NOTES TO CONSOLIDATED FINANCIAL STATEMENTS — (Continued)
Goodwill and intangible assets
Goodwill is tested for impairment at a minimum on an annual basis. Goodwill is tested for impairment at the
reporting unit level. A qualitative assessment can be performed to determine whether it is more likely than not
that the fair value of the reporting unit is less than its carrying value. If the reporting unit does not pass the
qualitative assessment, then the reporting unit’s carrying value is compared to its fair value. The fair values of the
reporting units are estimated using income and market approaches. Goodwill is considered impaired if the
carrying value of the reporting unit exceeds its fair value. The discounted cash flow method, a form of the
income approach, uses expected future operating results and a market participant discount rate. The market
approach uses comparable company prices and other relevant information generated by market transactions
(either publicly traded entities or merger and acquisitions) to develop pricing metrics to be applied to historical
and expected future operating results of our reporting units. Failure to achieve these expected results, changes in
the discount rate or market pricing metrics may cause a future impairment of goodwill at the reporting unit. We
conducted our annual impairment test of goodwill as of August 31, 2015 and 2014. Additionally, we evaluated
impairment based on the significant activities regarding the Distribution and Enterprise divestiture during the
year. See “Note 4 — Discontinued Operations” for further detail. As a result of this test, we determined that no
further adjustment to the carrying value of goodwill for any reporting units was required.
Intangible assets consist of purchased customer lists and user base, marketing related, developed
technologies and other intangible assets, including patents and contractual agreements. Intangible assets are
amortized over the period of estimated benefit using the straight-line method and estimated useful lives ranging
from one to eight years. No significant residual value is estimated for intangible assets.
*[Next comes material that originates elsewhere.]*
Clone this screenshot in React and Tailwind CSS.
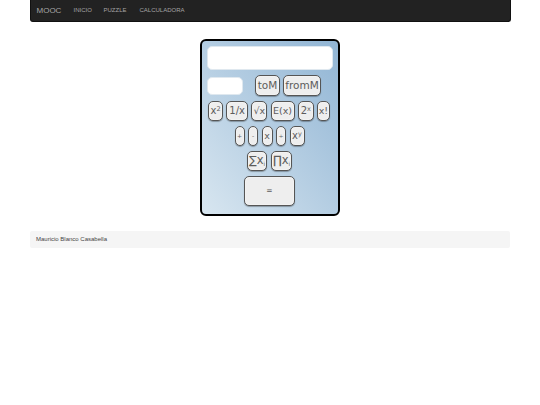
import React from "react";

const key = "flex items-center justify-center rounded-[5px] border border-[#555] bg-[#eeeeee] text-[#5c5c5c] shadow-[inset_0_0_2px_#fff,0_1px_1px_rgba(0,0,0,0.3)] font-['DejaVu_Sans',sans-serif] leading-none";

function K({ w, h = "h-5", size = "text-[10px]", children }) {
  return <div className={`${key} ${h} ${size}`} style={{ width: w }}>{children}</div>;
}

export default function App() {
  return (
    <div className="min-h-[405px] bg-white font-['Liberation_Sans',sans-serif]">
      <div className="mx-auto w-[481px]">
        <nav className="flex h-[22px] items-center rounded-b-[3px] border border-[#111] border-t-0 bg-[#222222] pl-[6px] text-[#a5a5a5]">
          <span className="w-[37px] text-[8px]">MOOC</span>
          <span className="w-[30px] text-[6px]">INICIO</span>
          <span className="w-[36px] text-[6px]">PUZZLE</span>
          <span className="text-[6px]">CALCULADORA</span>
        </nav>
      </div>

      <div className="mt-[17px] flex justify-center">
        <div className="flex h-[177px] w-[140px] flex-col rounded-[6px] border-2 border-black bg-gradient-to-tr from-[#d8e6f0] to-[#91b5d4] px-[5px] pt-[5px]">
          <div className="h-[24px] w-[126px] rounded-[5px] border border-[#dfe8ef] bg-white" />
          <div className="mt-[5px] flex h-[21px] items-center">
            <div className="h-[18px] w-[36px] rounded-[5px] border border-[#dfe8ef] bg-white" />
            <div className="ml-[12px] flex gap-[3px]">
              <K w="25px" h="h-[21px]" size="text-[10.5px]">toM</K>
              <K w="38px" h="h-[21px]" size="text-[10.5px]">fromM</K>
            </div>
          </div>
          <div className="mt-[5px] ml-[1px] flex gap-[3.2px]">
            <K w="15px"><span>x<sup className="text-[6.5px] leading-none">2</sup></span></K>
            <K w="22px">1/x</K>
            <K w="16px" size="text-[9.5px]">√x</K>
            <K w="24px" size="text-[9.5px]">E(x)</K>
            <K w="16px"><span>2<sup className="text-[6.5px] leading-none">x</sup></span></K>
            <K w="13px" size="text-[9.5px]">x!</K>
          </div>
          <div className="mt-[5px] flex justify-center gap-[3.5px] pr-[1px]">
            <K w="10px" size="text-[6px]">+</K>
            <K w="10px" size="text-[6px]">-</K>
            <K w="11px" size="text-[9.5px]">x</K>
            <K w="10px" size="text-[6px]">÷</K>
            <K w="15px"><span>x<sup className="text-[6.5px] leading-none">y</sup></span></K>
          </div>
          <div className="mt-[5px] flex justify-center gap-[4px] pr-[1px]">
            <K w="20px" size="text-[11.5px]"><span>∑x<sub className="text-[5.5px] leading-none">i</sub></span></K>
            <K w="21px" size="text-[11.5px]"><span>∏x<sub className="text-[5.5px] leading-none">i</sub></span></K>
          </div>
          <div className="mt-[5px] flex justify-center pr-[1px]">
            <K w="51px" h="h-[30px]" size="text-[7.5px]">=</K>
          </div>
        </div>
      </div>

      <div className="mx-auto mt-[15px] flex h-[17px] w-[480px] items-center rounded-[2px] bg-[#f5f5f5] pl-[6px] text-[6px] text-[#444]">
        Mauricio Blanco Casabella
      </div>
    </div>
  );
}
Impairment of long-lived assets
We evaluate long-lived assets (including intangible assets) for impairment whenever events or changes in
circumstances indicate that the carrying amount of a long-lived asset may not be recoverable. An asset is
considered impaired if its carrying amount exceeds the undiscounted future net cash flow the asset is expected to
generate. In 2015, 2014 and 2013, no impairment was noted.
Foreign currency
Most of our foreign subsidiaries use the local currency of their respective countries as their functional
currency. Assets and liabilities are translated at exchange rates prevailing at the balance sheet dates. Revenues,
costs and expenses are translated into U.S. dollars using daily exchange rates if the transaction is recorded in our
accounting systems on a daily basis, and otherwise using average exchange rates for the period. Gains and losses
resulting from the translation of our consolidated balance sheet are recorded as a component of accumulated
other comprehensive income.
Gains and losses from foreign currency transactions are recognized as interest and other, net.
Derivative instruments
We use derivative financial instruments, primarily forwards and swaps, to hedge certain foreign currency
and interest rate exposures. We may also use other derivative instruments not designated as hedges, such as
forwards used to hedge foreign currency balance sheet exposures. We do not use derivative financial instruments
for trading purposes. See “Note 9 — Derivative Instruments” for a full description of our derivative instrument
activities and related accounting policies.